After a night of more thick porra and raisin-sweet muscatel, the morning’s trail builds, as does my own compulsion to keep going. Strung-out from the walking and history, yet aware that some part of me has been prised open like a pistachio, I imagine myself spending the rest of the month hiking north to Santiago de Compostela, through the historic cities of Merida, Cáceres and Salamanca, beneath oak and cork trees – the habitat of acorn-snuffling Iberian pigs. Am I in the midst of a personal awakening? Has the Camino found me?
Pleased with this moment of soul-searching, I arrive in Córdoba, crossing its Roman bridge with a final spring in my step. Unlike flamboyant Seville, it strikes me as a contemplative city, and when the sun beats down it is put on pause. Cast-iron balconies and geranium-flowered squares carry a Moorish grace, while the 10th-century Mezquita, a beautiful mosque-church, offers a short history lesson in religious tolerance. In its shadow I meet a handful of other pilgrims – yoga instructor Erin Fleming and friends Laura and Candy from Indianapolis – discussing how they discovered each other and themselves.
“Sometimes we let life slip away into the modern world,” says Erin, suddenly welling with emotion. “But the Camino is a chance to reconnect with what’s important. To slow down. To rethink life. It doesn’t stop just because you reach the end. It lives on within you.”

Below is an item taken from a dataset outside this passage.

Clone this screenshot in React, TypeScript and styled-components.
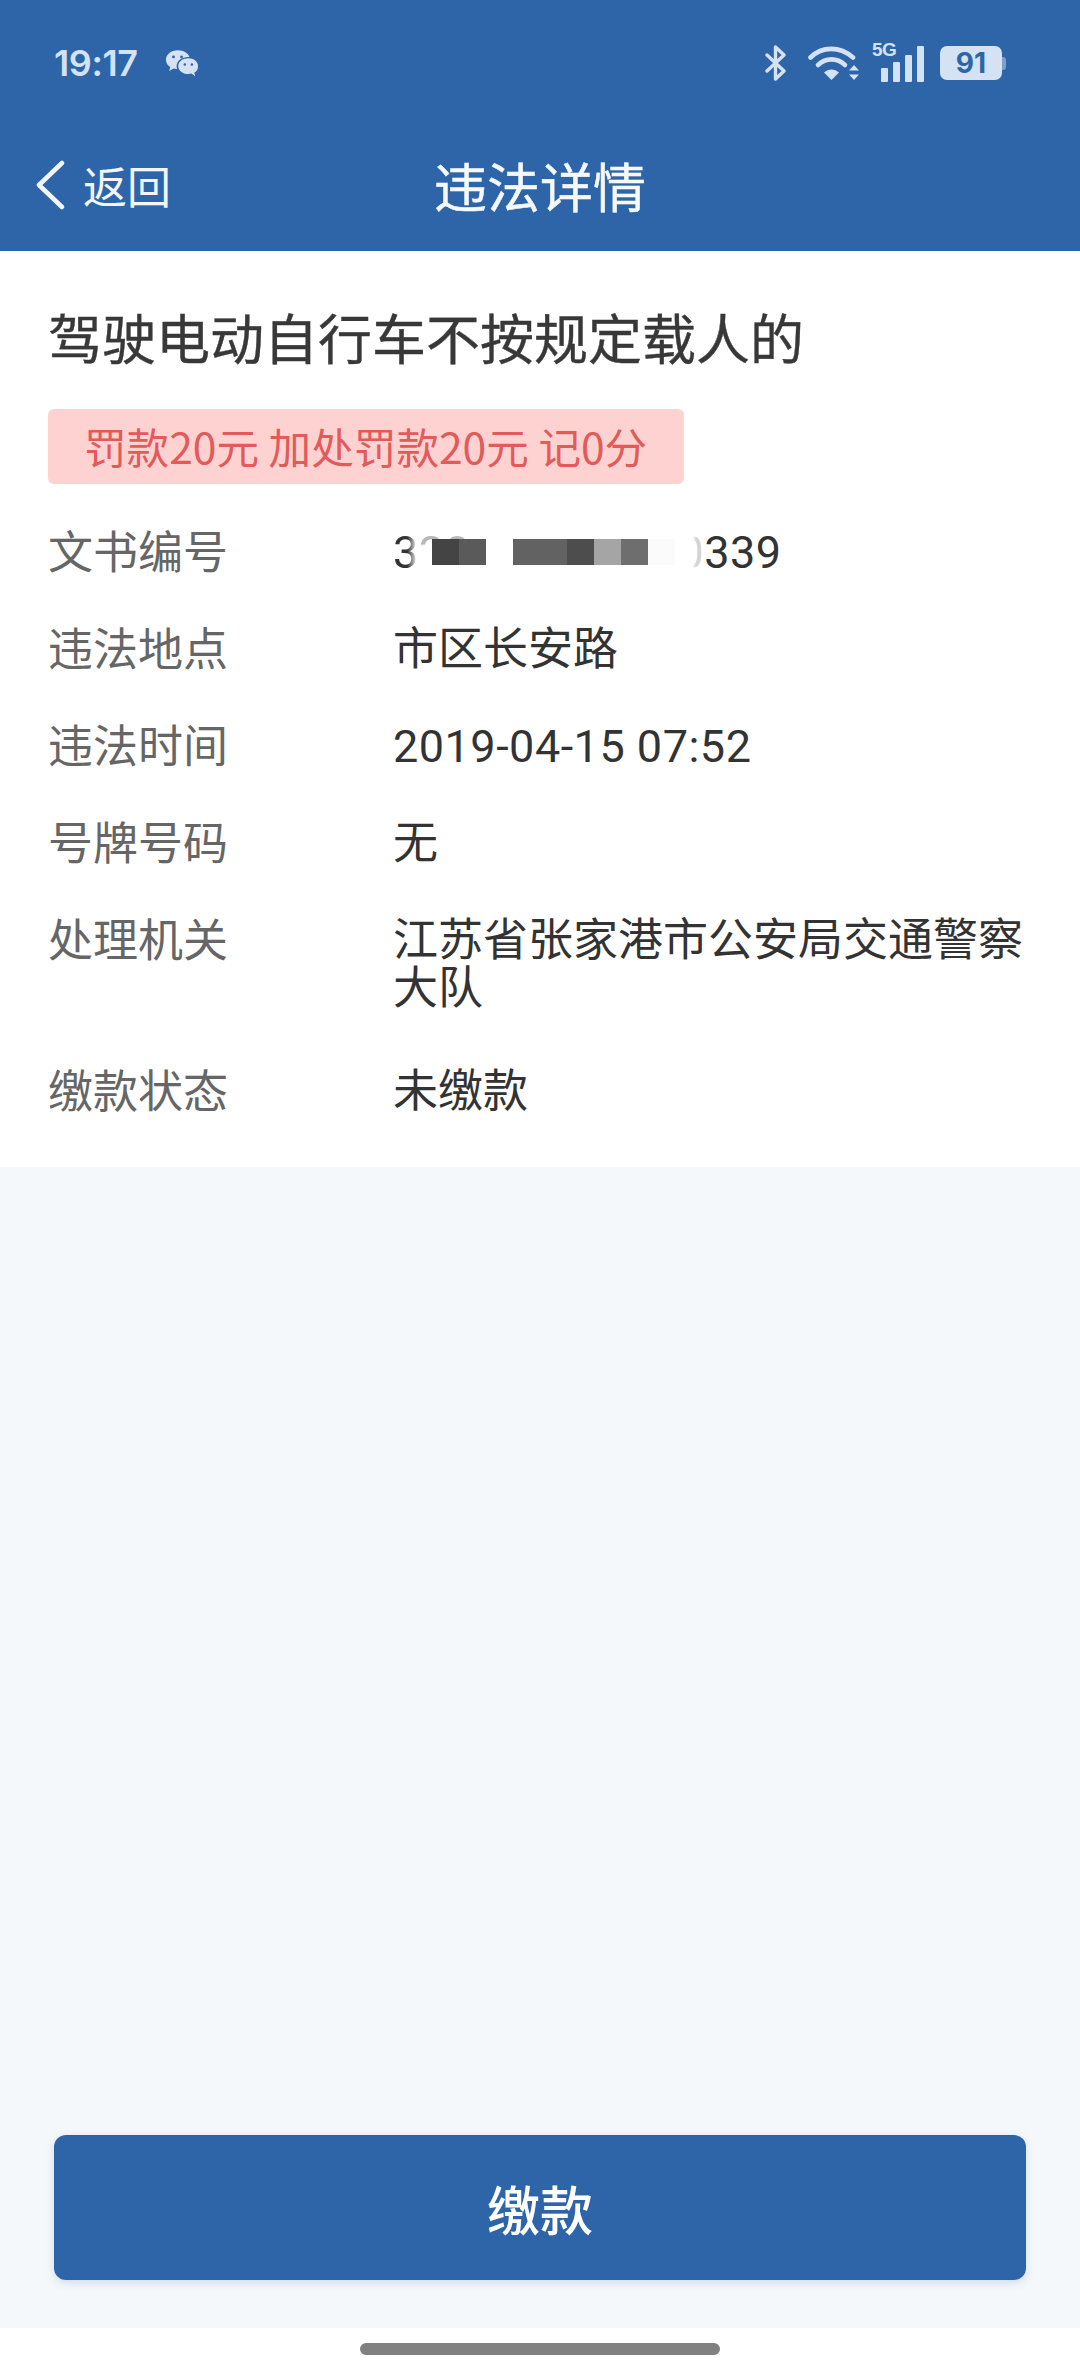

And this is the way it feels to me. The reward is not only from taking the road less travelled. And it goes beyond memorable encounters with bemused goat herders who view the pilgrimage as lunacy. There’s a goose-bump realisation that my outlook has changed, tempered with regret at not having come sooner. No longer, I think, will I lose myself to the city. Life is too short.
The bars and cafés open, the dusky afternoon gathers momentum. Taverna doors swing wide, revealing men drinking beer, while accordionists and flamenco dancers take to the street, garlanded in flowers. As I walk away, I’m left with a sense of harmony, long after the music has died down.
For more information on guided hiking trips along the Camino Mozárabe, visit tomaandcoe.com or call +34 650 73 31 16.
What’s this pilgrimage all about then?
It’s in honour of Saint James (or Sant Iago as he was known), one of Jesus’s 12 Apostles who King Agrippas had beheaded in AD44.
Ouch. So, what’s Sant Iago got to do with Compostela?
According to legend, while St James’s head is buried in a cathedral in Jerusalem, the rest of his remains were taken to Compostela and buried there.
He preached the gospel on the Iberian Peninsula, hence he’s patron saint of both Portugal and Spain.
Ah. And so people walk to his tomb to honour him?
Yes, exactly. Along at least 15 established routes. The most popular one runs along the northern coast, but the Mozarbic Way is arguably the prettiest.
Any other incentives?
If you were Catholic, you might be walking to be given a plenary indulgence, meaning you’d suffer less when you get to purgatory.
And if I’m not…
For the rest of us, there’s camaraderie, food and drink, time out from modern life and a massive sense of achievement to be gained from having completed the route.